The Unsung Heroes of the Experience
Finally, our adventure concludes with two elements that are often overlooked but are critical to tying the entire experience together. First, ergonomics. A headset’s comfort is not a luxury; it is a core feature. Physical discomfort—pressure on the ears, excessive weight—is a cognitive load. It’s a constant, low-level distraction that pulls you out of the state of flow, breaking the very immersion the audio technology works so hard to create.
Second is the microphone. In team-based games, clear communication is paramount. Many gaming headsets use microphones with a cardioid polar pattern. Imagine the microphone projecting a heart-shaped “cone of hearing.” It is highly sensitive to sound from directly in front (your mouth) but actively rejects sound from the sides and rear (your keyboard, your roommate). It is a simple but vital piece of acoustic engineering designed to boost the all-important signal-to-noise ratio of your voice.
A New Respect for Sound
Let’s return to that game-winning moment. That “ghost” in the sound was not a single thing. It was the legacy of a 19th-century operator’s need for clarity. It was the echo of Alan Blumlein’s insight into stereo space. It was the product of a tiny electromagnetic engine working flawlessly, set within a cone of engineered silence, and finally, interpreted by the most powerful neural network on the planet: your brain.

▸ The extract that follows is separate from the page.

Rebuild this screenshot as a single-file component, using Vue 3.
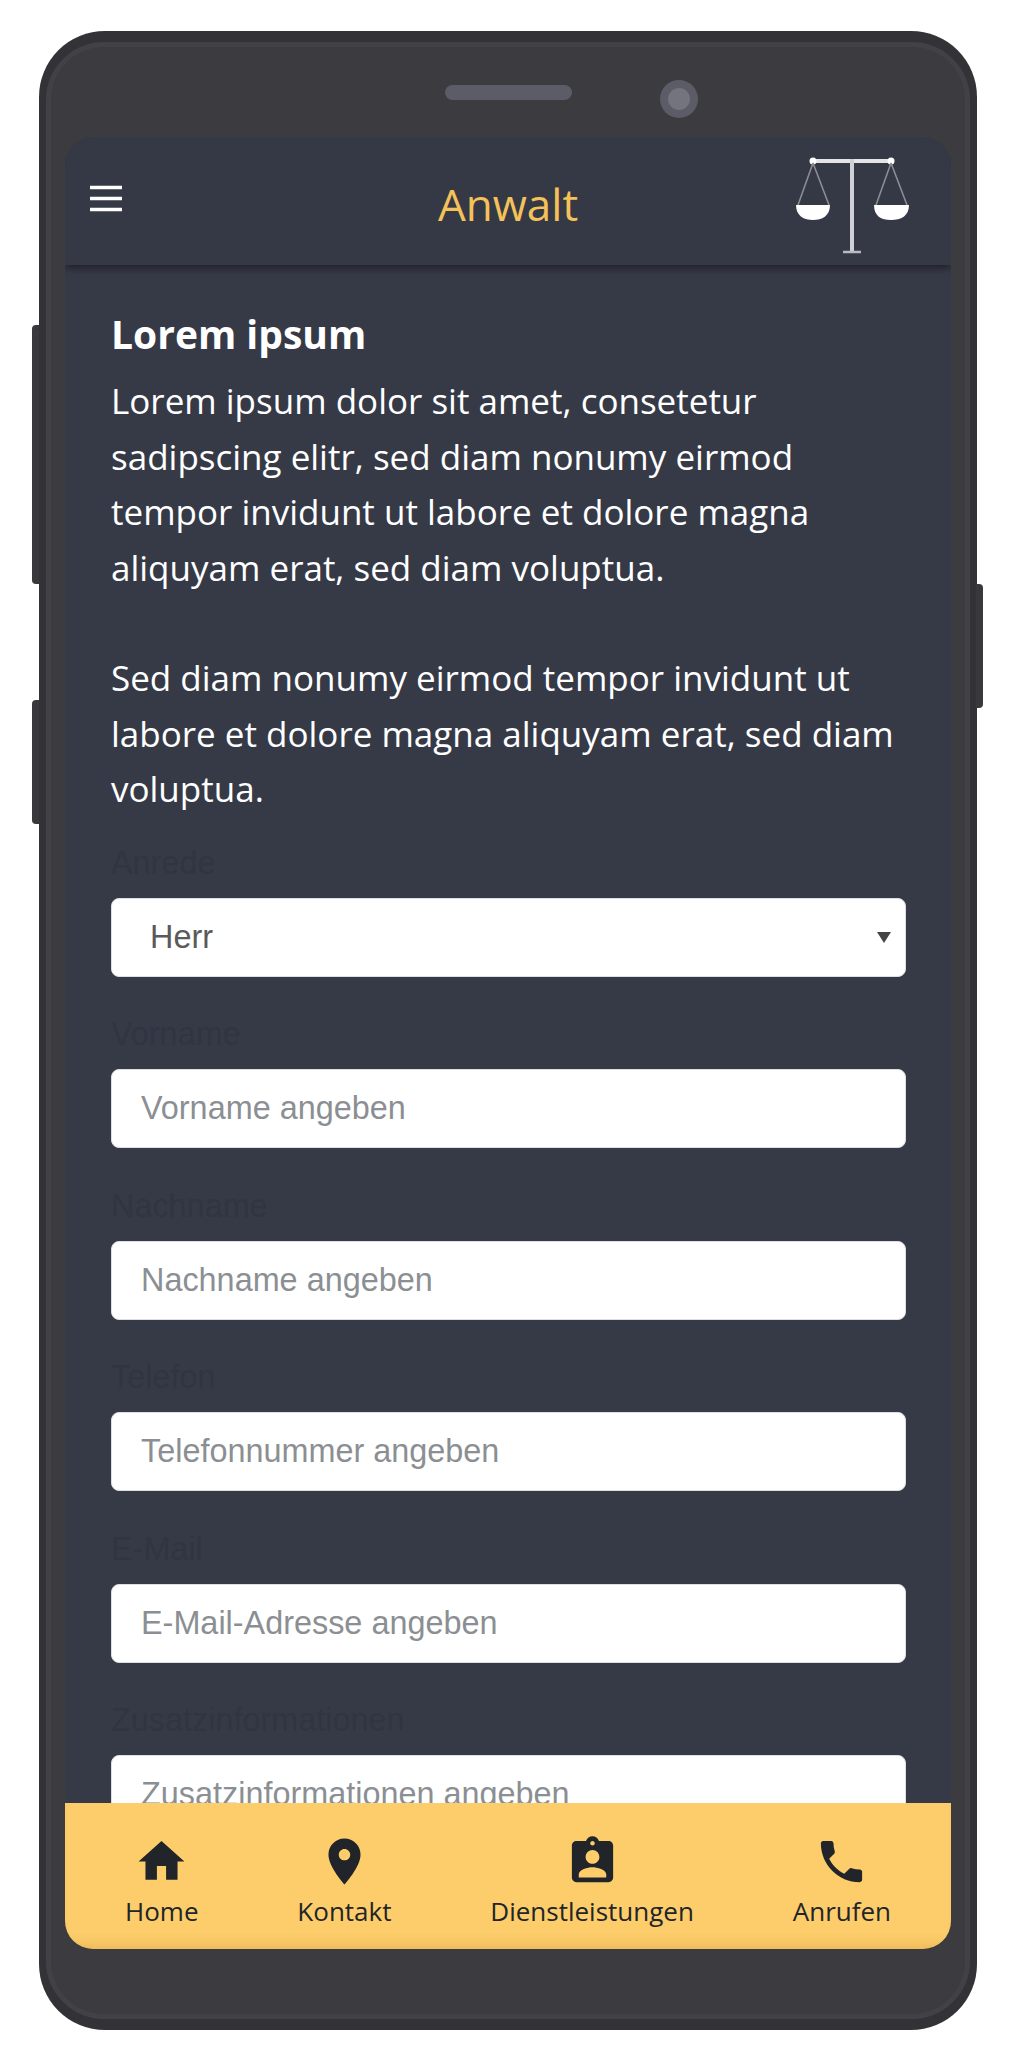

Your gaming headset, whether it’s a generic model or a top-tier brand, is more than a plastic and silicon peripheral. It is a pocket-sized museum of human ingenuity. It’s a testament to our century-long quest to capture, control, and immerse ourselves in the world of sound. To understand this is to hear not just the game, but the rich, complex, and beautiful echoes of history itself.